22 febrero 2013

M.

M. era un pueblo robado. Era como uno de esos niños de Sor Maria, sin destino, sin historia. Estaba literalmente enclavado en el fondo de un valle en el que, en algún momento tuvo que haber un río, pero que ahora constituía un cauce seco plagado de adelfas. En M., miraras donde miraras, nada más que veías, su tierra amarilla, los laterales de unas montañas yermas y violetas y una vieja carretera, gris y serpenteante que aparecía por una punta del pueblo, su lado este, y dibujaba un sinuoso trazo de huida por el lado oeste. A la entrada en el lado este, justo al lado del desvencijado cartel que anunciaba la entrada en M. había una pared y una pintada en la que se podía leer " la sociedad está preocupada por la banalización de la violencia"; y otra con un enorme pene junto al que se leía "bienvenidos al fin del mundo". Junto a esa pared que en tiempos pudo ser una casa, se situaba todas las tardes de sol de invierno Victoria en su silla de ruedas. Y desde su atalaya móvil daba la bienvenida agitando el brazo a los pocos coches que pudieran llegarse al pueblo: algún coche despistado, algún camión de reparto o; sin duda, el que más le gustaba, el de Correos que se veía desde lejos descender por el valle, contrastando su amarillo huevo con el violáceo brillo de las montañas. Dejaba alguna carta si acaso y huía de M. Porque en M. nadie se queda ni llega, salvo Victoria que, debido a un desgraciado accidente, tuvo que dejar la capital donde estaba sirviendo para volver a sus orígenes.

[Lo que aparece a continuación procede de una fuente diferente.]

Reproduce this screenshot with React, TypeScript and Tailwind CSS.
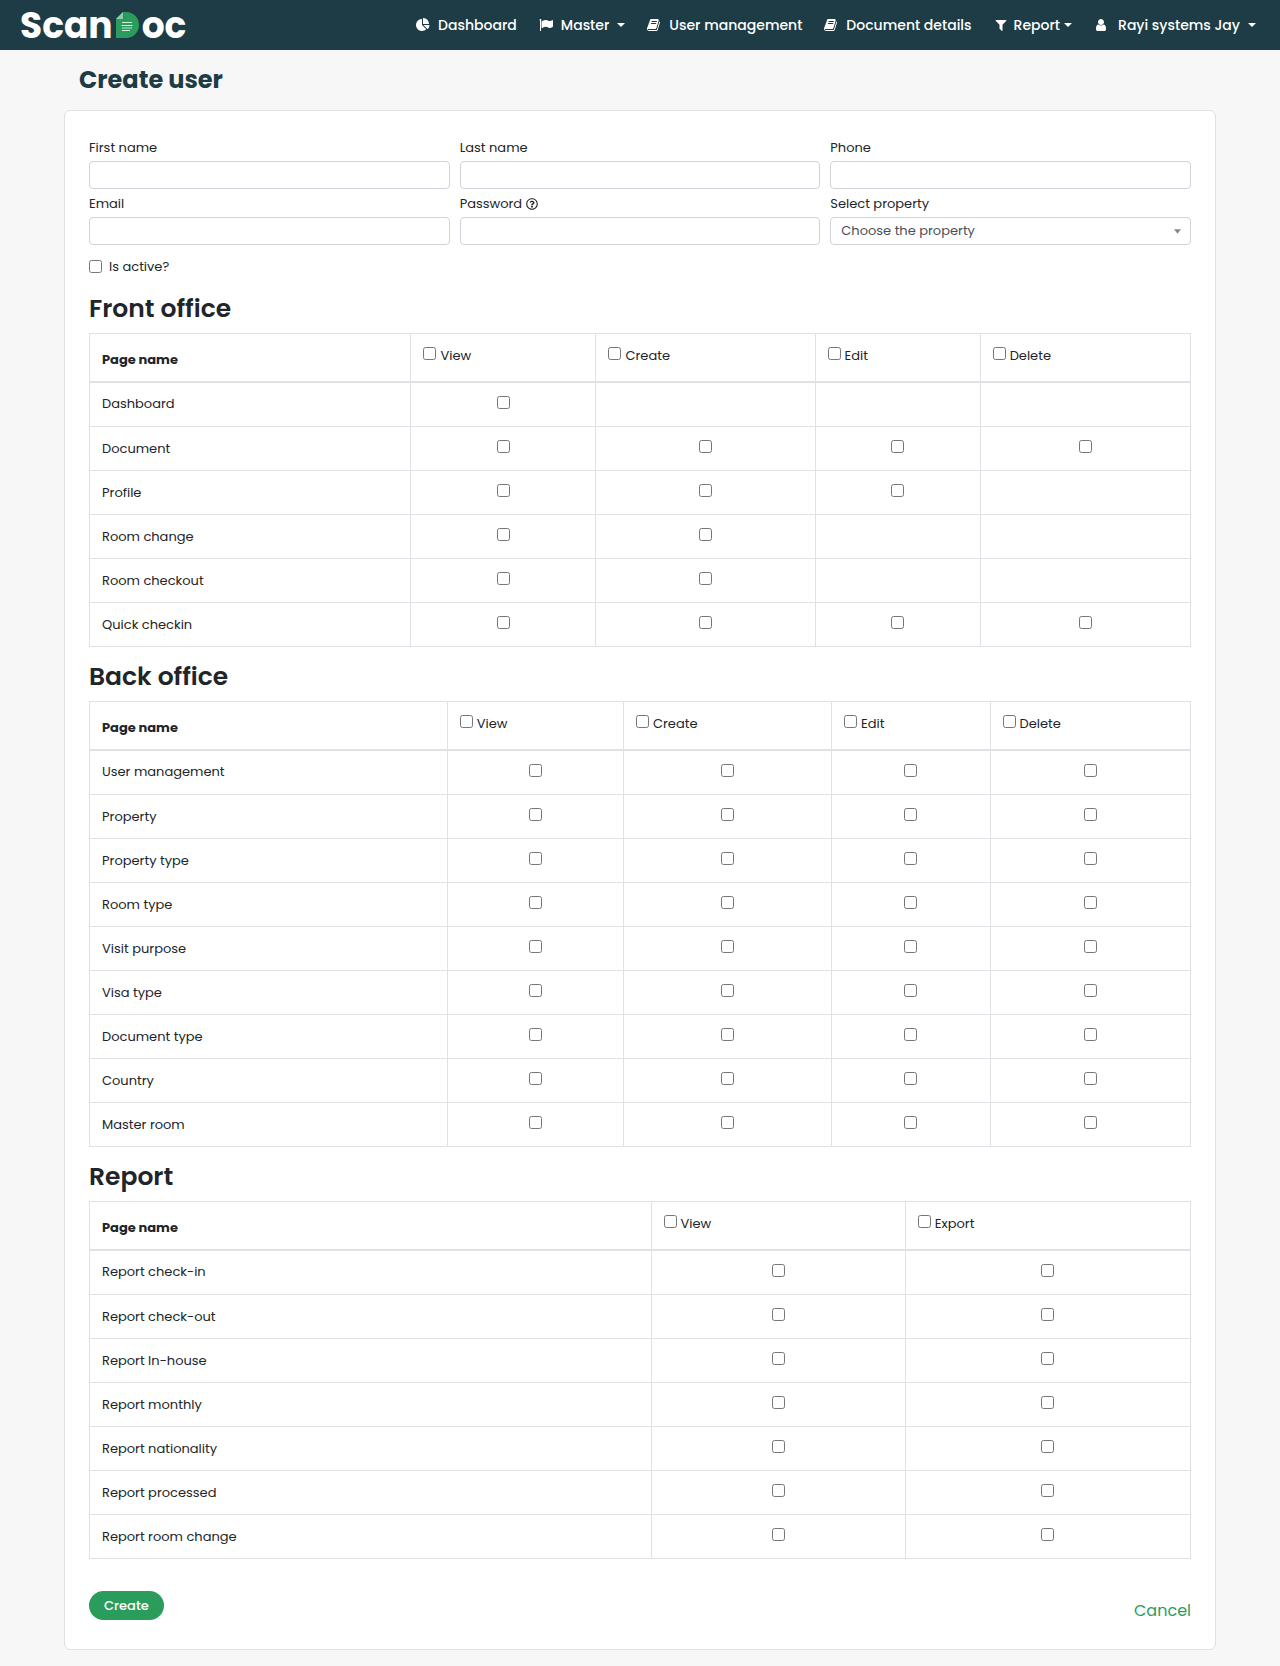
import { type ReactNode } from "react";
import { FaRegQuestionCircle } from "react-icons/fa";

const icons = {
  pie: "M768 890l546 546q-106 108-247.500 168t-298.500 60q-209 0-385.500-103t-279.500-279.500-103-385.500 103-385.500 279.500-279.500 385.500-103v762zm187 6h773q0 157-60 298.500t-168 247.500zm709-128h-768v-768q209 0 385.500 103t279.500 279.500 103 385.500z",
  flag: "M320 256q0 72-64 110v1266q0 13-9.500 22.500t-22.500 9.500h-64q-13 0-22.500-9.500t-9.500-22.500v-1266q-64-38-64-110 0-53 37.500-90.500t90.500-37.500 90.500 37.500 37.500 90.500zm1472 64v763q0 25-12.500 38.500t-39.500 27.500q-215 116-369 116-61 0-123.500-22t-108.500-48-115.500-48-142.500-22q-192 0-464 146-17 9-33 9-26 0-45-19t-19-45v-742q0-32 31-55 21-14 79-43 236-120 421-120 107 0 200 29t219 88q38 19 88 19 54 0 117.500-21t110-47 88-47 54.500-21q26 0 45 19t19 45z",
  book: "M1639 478q40 57 18 129l-275 906q-19 64-76.500 107.500t-122.500 43.500h-923q-77 0-148.500-53.500t-99.500-131.500q-24-67-2-127 0-4 3-27t4-37q1-8-3-21.500t-3-19.500q2-11 8-21t16.500-23.500 16.500-23.500q23-38 45-91.500t30-91.500q3-10 .5-30t-.5-28q3-11 17-28t17-23q21-36 42-92t25-90q1-9-2.500-32t.5-28q4-13 22-30.500t22-22.500q19-26 42.500-84.500t27.500-96.500q1-8-3-25.500t-2-26.500q2-8 9-18t18-23 17-21q8-12 16.500-30.500t15-35 16-36 19.500-32 26.500-23.500 36-11.500 47.500 5.500l-1 3q38-9 51-9h761q74 0 114 56t18 130l-274 906q-36 119-71.500 153.500t-128.500 34.500h-869q-27 0-38 15-11 16-1 43 24 70 144 70h923q29 0 56-15.500t35-41.500l300-987q7-22 5-57 38 15 59 43zm-1064 2q-4 13 2 22.500t20 9.500h608q13 0 25.500-9.500t16.500-22.500l21-64q4-13-2-22.500t-20-9.500h-608q-13 0-25.500 9.500t-16.500 22.500zm-83 256q-4 13 2 22.500t20 9.500h608q13 0 25.500-9.500t16.500-22.500l21-64q4-13-2-22.500t-20-9.500h-608q-13 0-25.500 9.500t-16.500 22.500z",
  filter: "M1595 295q17 41-14 70l-493 493v742q0 42-39 59-13 5-25 5-27 0-45-19l-256-256q-19-19-19-45v-486l-493-493q-31-29-14-70 17-39 59-39h1280q42 0 59 39z",
  user: "M1536 1399q0 109-62.500 187t-150.500 78h-854q-88 0-150.500-78t-62.500-187q0-85 8.500-160.500t31.500-152 58.500-131 94-89 134.500-34.500q131 128 313 128t313-128q76 0 134.500 34.500t94 89 58.500 131 31.500 152 8.500 160.500zm-256-887q0 159-112.500 271.500t-271.500 112.500-271.500-112.500-112.500-271.500 112.500-271.500 271.500-112.500 271.500 112.500 112.500 271.500z",
};

function NavIcon({ name }: { name: keyof typeof icons }) {
  return (
    <svg viewBox="0 0 1792 1792" className="size-[14px] shrink-0 fill-current" aria-hidden="true">
      <path d={icons[name]} />
    </svg>
  );
}

function Caret() {
  return (
    <svg viewBox="0 0 8 4" className="h-1 w-2 shrink-0 fill-current" aria-hidden="true">
      <path d="M0 0h8L4 4z" />
    </svg>
  );
}

function Logo() {
  return (
    <a href="#home" aria-label="ScanDoc" className="flex items-center text-[36px] leading-[48px] font-bold text-white">
      <span className="pt-0.5">Scan</span>
      <svg viewBox="0 0 23 26" className="mx-[3px] h-[26px] w-[23px]" aria-hidden="true">
        <path d="M7 0h3a13 13 0 0 1 0 26H0V7z" fill="#2a9d5d" />
        <path d="M7 0v7H0z" fill="#8fcdaa" />
        <path d="M7 7h4L7 3z" fill="#1f7f49" opacity=".5" />
        <path d="M6 10.500h10M5.500 13.500h11M6 18.500h8" stroke="#d7efe1" strokeWidth="1" />
        <path d="M6 16h10" stroke="#8fcdaa" strokeWidth="1.500" />
      </svg>
      <span className="pt-0.5">oc</span>
    </a>
  );
}

const labelClass = "flex h-6 items-center gap-1 pt-0.5";
const fieldClass = "block h-7 w-full rounded border border-[#ced4da] bg-white px-2.5";

function Field({ id, label, type = "text", hint }: { id: string; label: string; type?: string; hint?: ReactNode }) {
  return (
    <div className="flex flex-col gap-0.5">
      <label htmlFor={id} className={labelClass}>
        {label}
        {hint}
      </label>
      <input id={id} type={type} className={fieldClass} />
    </div>
  );
}

type Section = {
  title: string;
  actions: string[];
  widths: string[];
  rows: [string, number[]][];
};

const sections: Section[] = [
  {
    title: "Front office",
    actions: ["View", "Create", "Edit", "Delete"],
    widths: ["w-[29.2%]", "w-[16.8%]", "w-[19.9%]", "w-[15%]", "w-[19.1%]"],
    rows: [
      ["Dashboard", [1, 0, 0, 0]],
      ["Document", [1, 1, 1, 1]],
      ["Profile", [1, 1, 1, 0]],
      ["Room change", [1, 1, 0, 0]],
      ["Room checkout", [1, 1, 0, 0]],
      ["Quick checkin", [1, 1, 1, 1]],
    ],
  },
  {
    title: "Back office",
    actions: ["View", "Create", "Edit", "Delete"],
    widths: ["w-[32.5%]", "w-[16%]", "w-[18.9%]", "w-[14.4%]", "w-[18.2%]"],
    rows: [
      "User management",
      "Property",
      "Property type",
      "Room type",
      "Visit purpose",
      "Visa type",
      "Document type",
      "Country",
      "Master room",
    ].map((name) => [name, [1, 1, 1, 1]]),
  },
  {
    title: "Report",
    actions: ["View", "Export"],
    widths: ["w-[51%]", "w-[23.1%]", "w-[25.9%]"],
    rows: [
      "Report check-in",
      "Report check-out",
      "Report In-house",
      "Report monthly",
      "Report nationality",
      "Report processed",
      "Report room change",
    ].map((name) => [name, [1, 1]]),
  },
];

function PermissionTable({ section }: { section: Section }) {
  return (
    <section>
      <h2 className="pt-3 pb-1.5 text-[25px] leading-9 font-semibold">{section.title}</h2>
      <table className="w-full table-fixed border-collapse border border-[#dee2e6]">
        <colgroup>
          {section.widths.map((width, i) => (
            <col key={i} className={width} />
          ))}
        </colgroup>
        <thead>
          <tr className="h-12 border-b-2 border-[#dee2e6]">
            <th scope="col" className="border-x border-[#dee2e6] px-3 pt-1.5 text-left font-bold">
              Page name
            </th>
            {section.actions.map((action) => (
              <th key={action} scope="col" className="border-x border-[#dee2e6] px-3 pb-0.5 text-left font-normal">
                <label className="flex items-center gap-1">
                  <input type="checkbox" className="mb-1.5 size-[13px]" />
                  {action}
                </label>
              </th>
            ))}
          </tr>
        </thead>
        <tbody>
          {section.rows.map(([name, cells]) => (
            <tr key={name} className="h-11 first:h-[45px]">
              <th scope="row" className="border border-[#dee2e6] px-3 text-left font-normal">
                {name}
              </th>
              {cells.map((on, i) => (
                <td key={i} className="border border-[#dee2e6] px-3">
                  {on === 1 && (
                    <input
                      type="checkbox"
                      aria-label={`${name}: ${section.actions[i]}`}
                      className="mx-auto mb-1 block size-[13px]"
                    />
                  )}
                </td>
              ))}
            </tr>
          ))}
        </tbody>
      </table>
    </section>
  );
}

export default function App() {
  return (
    <div className="min-h-screen bg-[#f7f7f7] pb-4 font-[Poppins,Inter,sans-serif] text-[13px] leading-5 text-[#212529]">
      <header className="flex h-[50px] items-center justify-between bg-[#1d3c45] pr-6 pl-5">
        <Logo />
        <nav className="flex items-center gap-[22px] text-[14px] font-medium whitespace-nowrap text-white">
          <a href="#dashboard" className="flex items-center gap-2">
            <NavIcon name="pie" />
            Dashboard
          </a>
          <button type="button" className="flex items-center gap-2">
            <NavIcon name="flag" />
            Master
            <Caret />
          </button>
          <a href="#users" className="flex items-center gap-2">
            <NavIcon name="book" />
            User management
          </a>
          <a href="#documents" className="flex items-center gap-2">
            <NavIcon name="book" />
            Document details
          </a>
          <button type="button" className="flex items-center gap-1">
            <span className="flex items-center gap-1.5">
              <NavIcon name="filter" />
              Report
            </span>
            <Caret />
          </button>
          <button type="button" className="flex items-center gap-2">
            <span className="flex items-center gap-2.5">
              <NavIcon name="user" />
              Rayi systems Jay
            </span>
            <Caret />
          </button>
        </nav>
      </header>

      <main className="mx-[5%]">
        <h1 className="px-[15px] py-3.5 text-[24px] leading-8 font-bold text-[#1d3c45]">Create user</h1>
        <form className="rounded-md border border-[#dee2e6] bg-white p-6">
          <div className="grid grid-cols-3 gap-x-2.5 gap-y-0.5">
            <Field id="first-name" label="First name" />
            <Field id="last-name" label="Last name" />
            <Field id="phone" label="Phone" type="tel" />
            <Field id="email" label="Email" type="email" />
            <Field
              id="password"
              label="Password"
              type="password"
              hint={<FaRegQuestionCircle className="size-3" aria-hidden="true" />}
            />
            <div className="flex flex-col gap-0.5">
              <label htmlFor="property" className={labelClass}>
                Select property
              </label>
              <div className="relative">
                <select id="property" className={`${fieldClass} appearance-none text-[#495057]`}>
                  <option>Choose the property</option>
                </select>
                <svg
                  viewBox="0 0 8 5"
                  className="pointer-events-none absolute top-3 right-2.5 h-[5px] w-[7px] fill-[#888888]"
                  aria-hidden="true"
                >
                  <path d="M0 0h8L4 5z" />
                </svg>
              </div>
            </div>
          </div>
          <label className="mt-3 mb-0.5 flex w-fit items-center gap-[7px]">
            <input type="checkbox" className="mb-0.5 size-[13px]" />
            Is active?
          </label>

          {sections.map((section) => (
            <PermissionTable key={section.title} section={section} />
          ))}

          <div className="flex items-start justify-between pt-8 pb-0.5">
            <button type="submit" className="h-[29px] rounded-full bg-[#2a9d5d] px-[15px] font-medium text-white">
              Create
            </button>
            <a href="#cancel" className="mt-2 text-[16px] leading-6 text-[#2a9d5d]">
              Cancel
            </a>
          </div>
        </form>
      </main>
    </div>
  );
}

 Ya no llegaba tampoco el tren y, el viejo apeadero es ahora un esqueleto de la postmodernidad. Nada que ver con los buenos tiempos, tras la guerra que nos dejó vacíos a todos, en los que algún tren que iba a la ciudad capital paraba para cargar algún pasajero o recargar agua y Victoria, niña, se asomaba a las ventanillas de la primera clase para ofrecer agua de anís en su botijo nuevo, a recoger para comer las cáscaras de naranja que se arrojaban desde el tren al andén del apeadero de  M. y pelearse por ellas con una cabra que tenía por allí el jefe de estación para, con su leche, alimentar al menor de sus hijos.
En M. no se queda  ni la lluvia, pasa de largo por el pueblo llevada en volandas por un viento agrio que hiela los espíritus que roza. Por eso, los días de viento y lluvia, no hay nadie en las calles de M.; y por eso Victoria esos días, se queda en su casa y ve llover y agitarse las hojas de los árboles tras la ventana de su salita de estar. Y M., en la tormenta, parece el escenario de cartón-piedra de cualquier Viridriana, robado del tiempo y de la historia.